Everyone is online these days. Pretty soon, “everyone” could include inanimate objects like your couch and your car keys.
“Ambient backscatter” might sound like an experimental music genre, but it’s actually a groundbreaking method of networking developed by researchers at the University of Washington. Bringing us one step closer to an Internet of Things reality, the technology allows devices to communicate with one another wirelessly and with no batteries. Instead of creating their own signals, ambient backscatter devices essentially freeload off existing signals from radio, TV, cellular, and Wi-Fi networks, which invisibly blanket much of the earth. It’s a bit like stealing your neighbor’s unlocked Wi-Fi, except on a much grander scale.

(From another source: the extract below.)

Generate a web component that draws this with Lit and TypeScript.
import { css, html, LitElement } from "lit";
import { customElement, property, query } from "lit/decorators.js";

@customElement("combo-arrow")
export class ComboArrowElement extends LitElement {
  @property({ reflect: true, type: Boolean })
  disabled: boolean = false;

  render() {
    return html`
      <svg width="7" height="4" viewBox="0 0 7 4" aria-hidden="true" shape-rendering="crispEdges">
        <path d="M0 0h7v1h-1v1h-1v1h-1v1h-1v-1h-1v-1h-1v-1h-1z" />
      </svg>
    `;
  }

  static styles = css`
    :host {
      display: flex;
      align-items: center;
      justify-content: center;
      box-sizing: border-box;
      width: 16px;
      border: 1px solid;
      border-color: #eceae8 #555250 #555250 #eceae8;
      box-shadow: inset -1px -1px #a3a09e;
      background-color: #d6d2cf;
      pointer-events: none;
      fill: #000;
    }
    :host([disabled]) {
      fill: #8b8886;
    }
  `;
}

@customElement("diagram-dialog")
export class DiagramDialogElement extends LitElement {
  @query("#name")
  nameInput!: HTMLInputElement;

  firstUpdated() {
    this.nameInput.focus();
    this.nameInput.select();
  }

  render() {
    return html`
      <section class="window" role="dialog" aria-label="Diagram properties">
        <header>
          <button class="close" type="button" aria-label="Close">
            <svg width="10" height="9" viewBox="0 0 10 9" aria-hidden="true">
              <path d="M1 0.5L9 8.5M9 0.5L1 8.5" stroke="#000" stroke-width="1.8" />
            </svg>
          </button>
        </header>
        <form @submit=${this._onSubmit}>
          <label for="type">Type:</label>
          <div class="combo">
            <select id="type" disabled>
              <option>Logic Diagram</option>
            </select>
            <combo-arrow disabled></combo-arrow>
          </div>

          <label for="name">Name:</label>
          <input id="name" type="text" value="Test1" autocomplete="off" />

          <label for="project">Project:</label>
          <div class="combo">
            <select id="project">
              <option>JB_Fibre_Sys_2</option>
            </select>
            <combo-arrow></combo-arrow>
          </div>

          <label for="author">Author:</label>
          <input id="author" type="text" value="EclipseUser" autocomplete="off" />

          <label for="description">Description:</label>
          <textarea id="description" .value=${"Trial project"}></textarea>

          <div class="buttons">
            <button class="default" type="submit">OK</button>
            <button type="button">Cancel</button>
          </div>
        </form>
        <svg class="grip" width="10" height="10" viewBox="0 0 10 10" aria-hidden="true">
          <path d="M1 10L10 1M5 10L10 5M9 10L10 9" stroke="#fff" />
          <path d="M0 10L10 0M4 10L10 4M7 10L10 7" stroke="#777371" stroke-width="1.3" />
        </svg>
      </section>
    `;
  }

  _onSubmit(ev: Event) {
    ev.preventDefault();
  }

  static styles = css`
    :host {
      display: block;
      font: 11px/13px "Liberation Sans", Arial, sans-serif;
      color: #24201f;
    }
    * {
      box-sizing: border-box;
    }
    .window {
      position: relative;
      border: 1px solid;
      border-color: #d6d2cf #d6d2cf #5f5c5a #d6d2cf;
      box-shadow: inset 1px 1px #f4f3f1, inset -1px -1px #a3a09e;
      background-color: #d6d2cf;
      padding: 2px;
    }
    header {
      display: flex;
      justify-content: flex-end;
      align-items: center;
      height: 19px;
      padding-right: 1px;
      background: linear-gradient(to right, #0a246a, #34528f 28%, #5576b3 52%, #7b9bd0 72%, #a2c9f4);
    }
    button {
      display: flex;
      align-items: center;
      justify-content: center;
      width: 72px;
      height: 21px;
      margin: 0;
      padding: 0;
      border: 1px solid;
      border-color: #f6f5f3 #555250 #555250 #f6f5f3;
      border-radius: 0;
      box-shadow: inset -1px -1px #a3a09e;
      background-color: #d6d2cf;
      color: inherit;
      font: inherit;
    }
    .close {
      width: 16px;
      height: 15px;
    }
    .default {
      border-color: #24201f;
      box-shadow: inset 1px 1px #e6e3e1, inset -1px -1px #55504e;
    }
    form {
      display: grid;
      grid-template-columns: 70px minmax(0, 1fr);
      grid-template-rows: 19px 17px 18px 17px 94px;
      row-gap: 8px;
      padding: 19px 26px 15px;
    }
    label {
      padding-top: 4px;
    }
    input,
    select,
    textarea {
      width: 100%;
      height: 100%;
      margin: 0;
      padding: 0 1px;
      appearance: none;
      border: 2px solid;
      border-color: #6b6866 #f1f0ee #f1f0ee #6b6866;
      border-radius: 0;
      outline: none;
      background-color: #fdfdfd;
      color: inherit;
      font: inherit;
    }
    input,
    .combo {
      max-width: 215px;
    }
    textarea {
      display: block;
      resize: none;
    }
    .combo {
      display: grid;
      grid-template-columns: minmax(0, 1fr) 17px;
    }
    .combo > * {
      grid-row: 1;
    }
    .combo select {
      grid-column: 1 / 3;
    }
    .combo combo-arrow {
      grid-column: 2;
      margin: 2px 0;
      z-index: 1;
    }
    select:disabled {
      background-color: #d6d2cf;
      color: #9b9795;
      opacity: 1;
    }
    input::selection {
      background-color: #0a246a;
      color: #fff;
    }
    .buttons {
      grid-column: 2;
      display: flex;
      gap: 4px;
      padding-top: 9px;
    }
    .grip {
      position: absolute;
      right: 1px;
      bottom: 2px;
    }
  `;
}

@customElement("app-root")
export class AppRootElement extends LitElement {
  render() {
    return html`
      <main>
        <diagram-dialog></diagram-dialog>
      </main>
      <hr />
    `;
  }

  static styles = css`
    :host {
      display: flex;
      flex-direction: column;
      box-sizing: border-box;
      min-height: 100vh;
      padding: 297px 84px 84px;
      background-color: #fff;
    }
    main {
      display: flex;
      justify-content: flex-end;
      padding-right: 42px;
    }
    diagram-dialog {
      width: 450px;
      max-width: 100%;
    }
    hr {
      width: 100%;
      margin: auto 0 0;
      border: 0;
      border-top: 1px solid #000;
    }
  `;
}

Vamsi Talla, one of the University of Washington developers, spoke to Co.Design about the advantages of ambient backscatter. “We started out by looking at the problems faced by today’s sensing and computation devices. As an example, use of Wi-Fi on phones or GPS on wearable devices, such as Google Glass, consumes large amounts of power and drains the battery,” he says. And traditional radio communication requires the expensive generation of radio signals. Talla’s team wanted to explore more power-efficient means of communication, and realized that they could just leverage the wireless signals already surrounding us instead of making more.
“Imagine that you misplace your keys,” Talla offers. “The keys can use ambient backscatter to communicate with nearby objects, such as the couch, localize themselves with respect to surrounding objects, and then send the user a text alert.”
A video the researchers developed includes an image of a phone receiving a text message from “The Couch.” “You left your keys,” says the sweet sofa. The video does not include the “Thx luv u Couch xo!” reply from the user.
These battery-free devices can also be embedded in walls for long-term home monitoring. Another important application of ambient backscatter is wearable computing. As the technology requires far less power than, say, Bluetooth or Wi-Fi, it can therefore drastically improve the battery life of wearable devices, and even eliminate the need for batteries altogether. The small sensors would suit the Nike+ system, Jawbone Up, or Fitbit.
“The main challenges here revolve around the fact that we are trying to use uncontrollable, pre-existing signals, which already contain data,” said Talla of the team’s design hurdles. “However, using our unique communication circuits and protocols, we developed this ultra-low-power technology.” The team says ambient backscatter technology should reach the market in the next few years.